A lot of people were blaming it on the Eryx. That’s people for you. Always ready to blame something. There were even scientists around eager to get their names in the papers, saying that the Eryx was a living organism, of a type never before seen. Long dormant. Now coming into activity. According to those guys, the Eryx had been releasing viruses since the day I found it. These viruses had traveled around the world, lodging in people’s bodies, not doing any harm, not calling any attention to them-selves, the sly little buggers. But this wasn’t out of good nature. This was because this Eryx virus was waiting, waiting until it had spread to the whole Earth, infected everyone. Then it took off like a timed-release capsule.

It got pretty bad, this die-off thing. And I guess I went out of my way not to notice it. Because if you’re going to die anyway, why depress yourself in advance with bad news? And anyhow, I figured some of those scientists they got out there would do something about it. And if not, not. It was Ehrenzveig who finally clued me in to what was going on. To where it was all leading. He came to visit me one morning. Frankly, he looked like hell—red-eyed, and his hands were shaking. It occurred to me that he’d caught this disease, and I had a little tremor of fear. If he got it, and him so high up in the Church of the Eryx, then I could get it, too.

“You look like death warmed over,” I told him. No sense kidding around.

“Yes. I’ve got it. Eryx Fever. I don’t have long.” “Hasn’t your god come up with a cure?” Ehrenzveig shook his head. “That’s not his way.” “Then what’s the advantage of being in his church?” “Some of us think knowledge is worth anything.” “Not me,” I told him.

Ehrenzveig spent a while coughing. Quite pathetic it was. Finally he was able to speak again.

“I’ve come to tell you the translation of the cloth that was found with the Eryx.” “I’m all ears.”

“It was a warning. It was written by one of the last beings to come across the Eryx.”

“Let’s cut to the chase. What did it say?” ‘ ‘It said, ‘The Eryx hates human life. It hates alien life. It tolerates no life but its own. When you find the Eryx, it is the beginning of the end of your species.’ I’m translat-ing very freely, you understand.”

“No problem,” I said. “It sounds like one of those old Egyptian curses.”

“Yes, very similar.
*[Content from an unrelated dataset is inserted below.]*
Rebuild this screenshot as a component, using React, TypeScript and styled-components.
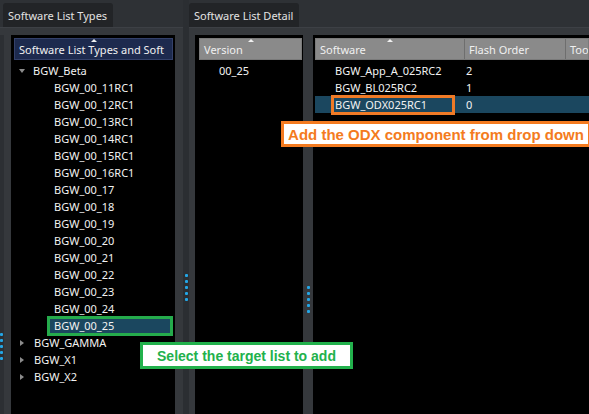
import React from 'react';
import styled, { createGlobalStyle } from 'styled-components';

const Global = createGlobalStyle`
  html, body { margin: 0; padding: 0; background: #2e3135; }
  body { font-family: "Noto Sans", "DejaVu Sans", sans-serif; font-size: 11px; color: #f2f2f2; }
  * { box-sizing: border-box; }
`;

const Screen = styled.div`
  position: relative;
  width: 589px;
  height: 414px;
  display: flex;
  overflow: hidden;
  background: #2e3135;
`;

const Dock = styled.div<{ $w?: number }>`
  display: flex;
  flex-direction: column;
  ${(p) => (p.$w ? `width: ${p.$w}px; flex: none;` : 'flex: 1; min-width: 0;')}
`;

const TabBar = styled.div<{ $pl: number }>`
  height: 27px;
  flex: none;
  display: flex;
  align-items: flex-end;
  padding-left: ${(p) => p.$pl}px;
`;

const Tab = styled.div`
  height: 24px;
  padding: 0 6px 0 5px;
  background: #222427;
  color: #e2e2e2;
  display: flex;
  align-items: center;
  font-size: 11px;
  border-radius: 3px 3px 0 0;
  white-space: nowrap;
`;

const DockBody = styled.div<{ $pl: number; $pr: number }>`
  flex: 1;
  display: flex;
  min-height: 0;
  background: #35383c;
  border-top: 1px solid #3d4045;
  padding: 7px ${(p) => p.$pr}px 0 ${(p) => p.$pl}px;
`;

const Grip = styled.div<{ $w: number; $top: number; $bg: string; $align: string }>`
  width: ${(p) => p.$w}px;
  flex: none;
  display: flex;
  flex-direction: column;
  align-items: ${(p) => p.$align};
  gap: 3px;
  padding-top: ${(p) => p.$top}px;
  background: ${(p) => p.$bg};
`;

const Dot = styled.span`
  width: 3px;
  height: 3px;
  border-radius: 1px;
  background: #23a6e6;
`;

const MidSplit = styled.div`
  width: 6px;
  flex: none;
  display: flex;
  flex-direction: column;
  align-items: center;
  gap: 3px;
  padding-top: 274px;
  background: #2b2e32;
`;

const Pane = styled.div<{ $w?: number; $pl: number; $pr: number }>`
  ${(p) => (p.$w ? `width: ${p.$w}px; flex: none;` : 'flex: 1; min-width: 0;')}
  background: #000;
  display: flex;
  flex-direction: column;
  padding: 3px ${(p) => p.$pr}px 0 ${(p) => p.$pl}px;
  overflow: hidden;
`;

const Header = styled.div<{ $navy?: boolean }>`
  position: relative;
  height: 22px;
  flex: none;
  display: flex;
  background: ${(p) => (p.$navy ? '#1d2a4e' : '#8a8a8a')};
  border: 1px solid ${(p) => (p.$navy ? '#34416a' : '#7a7a7a')};
  color: #f0f0f0;
  font-size: 11px;
`;

const HeadCell = styled.div<{ $w?: number; $last?: boolean }>`
  position: relative;
  ${(p) => (p.$w ? `width: ${p.$w}px; flex: none;` : 'flex: 1; min-width: 0;')}
  display: flex;
  align-items: center;
  padding-left: 4px;
  white-space: nowrap;
  overflow: hidden;
  border-right: ${(p) => (p.$last ? 'none' : '1px solid #6e6e6e')};
`;

const SortArrow = styled.span`
  position: absolute;
  top: 0;
  left: 50%;
  margin-left: -3px;
  width: 0;
  height: 0;
  border-left: 3px solid transparent;
  border-right: 3px solid transparent;
  border-bottom: 3px solid #f0f0f0;
`;

const Tree = styled.div`
  display: flex;
  flex-direction: column;
  padding-top: 2px;
`;

const Row = styled.div<{ $indent: number }>`
  height: 17px;
  display: flex;
  align-items: center;
  padding-left: ${(p) => p.$indent}px;
  white-space: nowrap;
`;

const Twisty = styled.span<{ $open: boolean }>`
  width: 0;
  height: 0;
  ${(p) =>
    p.$open
      ? 'border-left: 3.5px solid transparent; border-right: 3.5px solid transparent; border-top: 4px solid #8c8c8c; margin-right: 8px;'
      : 'border-top: 3.5px solid transparent; border-bottom: 3.5px solid transparent; border-left: 4px solid #8c8c8c; margin-left: 1px; margin-right: 10px;'}
`;

const Selected = styled.div<{ $color: string; $w: number; $ml: number; $pl: number }>`
  height: 20px;
  width: ${(p) => p.$w}px;
  display: flex;
  align-items: center;
  padding-left: ${(p) => p.$pl}px;
  background: #1b475f;
  border: 3px solid ${(p) => p.$color};
  margin-left: ${(p) => p.$ml}px;
`;

const TableRow = styled.div<{ $sel?: boolean }>`
  height: 17px;
  display: flex;
  align-items: center;
  background: ${(p) => (p.$sel ? '#1b475f' : 'transparent')};
  white-space: nowrap;
`;

const Cell = styled.div<{ $w?: number; $pl: number }>`
  ${(p) => (p.$w ? `width: ${p.$w}px; flex: none;` : 'flex: 1; min-width: 0;')}
  padding-left: ${(p) => p.$pl}px;
  display: flex;
  align-items: center;
  height: 100%;
`;

const Callout = styled.div<{ $color: string; $left: number; $top: number; $w: number; $h: number; $fs: number }>`
  position: absolute;
  left: ${(p) => p.$left}px;
  top: ${(p) => p.$top}px;
  width: ${(p) => p.$w}px;
  height: ${(p) => p.$h}px;
  background: #fff;
  border: 3px solid ${(p) => p.$color};
  color: ${(p) => p.$color};
  font-family: "Liberation Sans", Arial, sans-serif;
  font-weight: bold;
  font-size: ${(p) => p.$fs}px;
  display: flex;
  align-items: center;
  justify-content: center;
  white-space: nowrap;
`;

const Dots = () => (
  <>
    {[0, 1, 2, 3, 4].map((i) => (
      <Dot key={i} />
    ))}
  </>
);

const children = [
  'BGW_00_11RC1',
  'BGW_00_12RC1',
  'BGW_00_13RC1',
  'BGW_00_14RC1',
  'BGW_00_15RC1',
  'BGW_00_16RC1',
  'BGW_00_17',
  'BGW_00_18',
  'BGW_00_19',
  'BGW_00_20',
  'BGW_00_21',
  'BGW_00_22',
  'BGW_00_23',
  'BGW_00_24',
];

const software = [
  { name: 'BGW_App_A_025RC2', order: '2' },
  { name: 'BGW_BL025RC2', order: '1' },
];

export default function App() {
  return (
    <>
      <Global />
      <Screen>
        <Dock $w={183}>
          <TabBar $pl={3}>
            <Tab>Software List Types</Tab>
          </TabBar>
          <DockBody $pl={0} $pr={8}>
            <Grip $w={11} $top={298} $bg="linear-gradient(90deg,#2c2f33 0 4px,#35383c 4px)" $align="flex-start">
              <Dots />
            </Grip>
            <Pane $pl={3} $pr={2}>
              <Header $navy>
                <HeadCell $last>
                  Software List Types and Soft
                  <SortArrow />
                </HeadCell>
              </Header>
              <Tree>
                <Row $indent={5}>
                  <Twisty $open />
                  BGW_Beta
                </Row>
                {children.map((c) => (
                  <Row key={c} $indent={40}>
                    {c}
                  </Row>
                ))}
                <Row $indent={40}>
                  <Selected $color="#25ab4c" $w={127} $ml={-7} $pl={4}>
                    BGW_00_25
                  </Selected>
                </Row>
                {['BGW_GAMMA', 'BGW_X1', 'BGW_X2'].map((c) => (
                  <Row key={c} $indent={5}>
                    <Twisty $open={false} />
                    {c}
                  </Row>
                ))}
              </Tree>
            </Pane>
          </DockBody>
        </Dock>
        <MidSplit>
          <Dots />
        </MidSplit>
        <Dock>
          <TabBar $pl={0}>
            <Tab>Software List Detail</Tab>
          </TabBar>
          <DockBody $pl={6} $pr={0}>
            <Pane $w={108} $pl={4} $pr={1}>
              <Header>
                <HeadCell $last>
                  Version
                  <SortArrow />
                </HeadCell>
              </Header>
              <Tree>
                <TableRow>
                  <Cell $pl={20}>00_25</Cell>
                </TableRow>
              </Tree>
            </Pane>
            <Grip $w={10} $top={251} $bg="#35383c" $align="center">
              <Dots />
            </Grip>
            <Pane $pl={2} $pr={0}>
              <Header>
                <HeadCell $w={149}>
                  Software
                  <SortArrow />
                </HeadCell>
                <HeadCell $w={101}>Flash Order</HeadCell>
                <HeadCell $last>Tool Version</HeadCell>
              </Header>
              <Tree>
                {software.map((s) => (
                  <TableRow key={s.name}>
                    <Cell $w={149} $pl={20}>{s.name}</Cell>
                    <Cell $pl={2}>{s.order}</Cell>
                  </TableRow>
                ))}
                <TableRow $sel>
                  <Cell $w={149} $pl={16}>
                    <Selected $color="#f07a26" $w={124} $ml={0} $pl={1}>
                      BGW_ODX025RC1
                    </Selected>
                  </Cell>
                  <Cell $pl={2}>0</Cell>
                </TableRow>
              </Tree>
            </Pane>
          </DockBody>
        </Dock>
        <Callout $color="#f47b20" $left={281} $top={121} $w={310} $h={26} $fs={15}>
          Add the ODX component from drop down
        </Callout>
        <Callout $color="#22b14c" $left={140} $top={342} $w={213} $h={27} $fs={14}>
          Select the target list to add
        </Callout>
      </Screen>
    </>
  );
}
In this case, it happens to be true.”

“That’s great,” I said, sarcastically, because of course Ehrenzveig was reading my own death sentence as well as his. But hey, I never thought I’d go on forever.

“So what happens now? Masque of the Red Death on a whole-world scale?”

“That’s about the size of it,” Ehrenzveig said.

“How long have you known?”

“For quite a while. All of us in the religion of the Eryx have known. The Eryx told us.”

“How’d it do that? Send out thoughts?”

“Dreams. Prophetic dreams. And we accepted what it told us, and found it good. It is only right, you see, that the Eryx can tolerate no other life than its own.”

“That’s understandable,” I said. “I like a little elbow room, too.”

Ehrenzveig bowed his head and didn’t speak.

Finally I asked him, “So what happens now?”

“I die,” Ehrenzveig said. “Everyone dies.”

“That’s obvious, dummy. I mean what happens to me?”

“Ah,” Ehrnezveig said, “the Eryx has plans for you. You’re the Last Adam.”

“What sort of plans?”

“You’ll see. Come with me.”

“On whose orders?”

“The Eryx wants to get a look at you.”

Well, I didn’t like the sound of that one bit. I decided it was about time to quit the organization, get away from the Earth, find something else. But Ehrenzveig wasn’t having it that way. He had a bunch of his buddies outside my door. They escorted me—under protest, I can assure you—to this place where I live now.

The followers of the Eryx bustled around me for the next few weeks, setting me up in my little apartment, installing the cameras, arranging for food. There were fewer of them every day, and finally I was here all alone. Locked in.

But even if I could get out, where would I go? I’ve got a feeling everybody’s gone now. I saw my last human face weeks, months ago. Frankly, I don’t miss people one bit. They were a bad lot and to hell with them. I’m glad they’re gone and I won’t be sorry when I’m gone, too.